There is also a paragraph limiting the designer’s overall liability to an amount equal to the fee and an exclusion of any liability for indirect and consequential losses of the client.
If either party becomes insolvent or commits a material breach of the agreement then it is sensible to give the other party the right to terminate.
It is usual to have a confidentiality clause so that any trade secrets or confidential information which either party receives as a result of their dealings is kept confidential and not made available to anyone else.
10. FORCE MAJEURE
It is useful to have a clause which states that if an event beyond the designer’s control occurs, then he will not be liable and the agreement is suspended while the event continues. This includes flood, power failure, internet problems etc. Without such a clause if, say, the designer’s office burns down, he might face a claim from the client if he does not complete the work.

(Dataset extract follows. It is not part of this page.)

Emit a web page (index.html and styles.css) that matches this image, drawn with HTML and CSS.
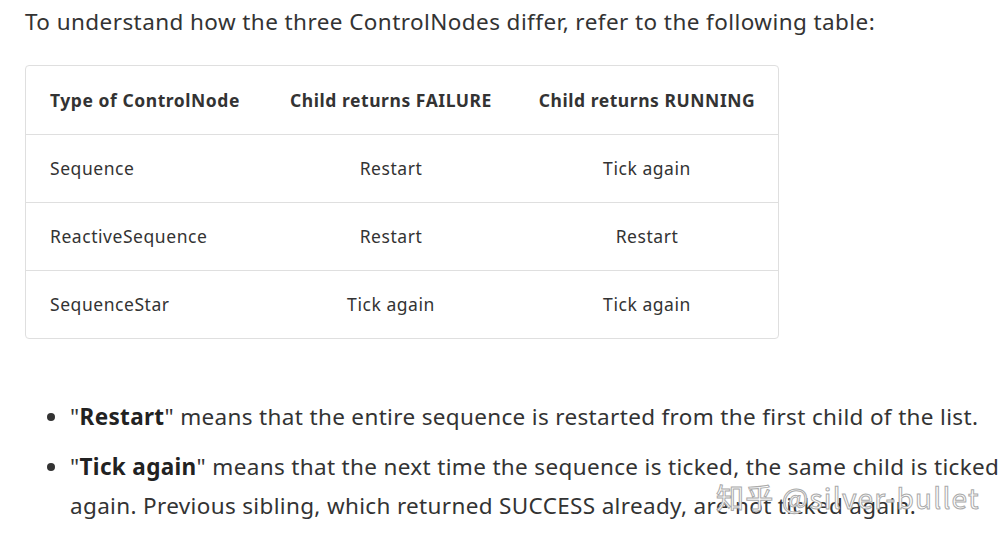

This Clause concerns the right of either party to transfer/assign any rights or obligations under the agreement to someone else. Since this sort of agreement trends to be somewhat personal in nature, assignment is prohibited by this clause except with the other party’s consent
It is usual to have a clause such as this, stating that notices must be given in writing and specifying the method of giving notice – in this case by hand, by fax or by post.
13. LAW AND DISPUTES
Hopefully no disputes will arise, but it is sensible to specify the law of the country which governs the agreement - usually that of the country which both parties are resident – and also to say how disputes will be resolved if they do arise. Here we have suggested the possibility of mediation or with recourse to the Court as the final option. For more on mediation see our free document Z140. For information on CEDR, refer to their website – www.cedr.co.uk.
The final clause contains three paragraphs of what lawyers call ‘boiler plate’ provisions – i.e. some standard wording designed to tidy up the agreement.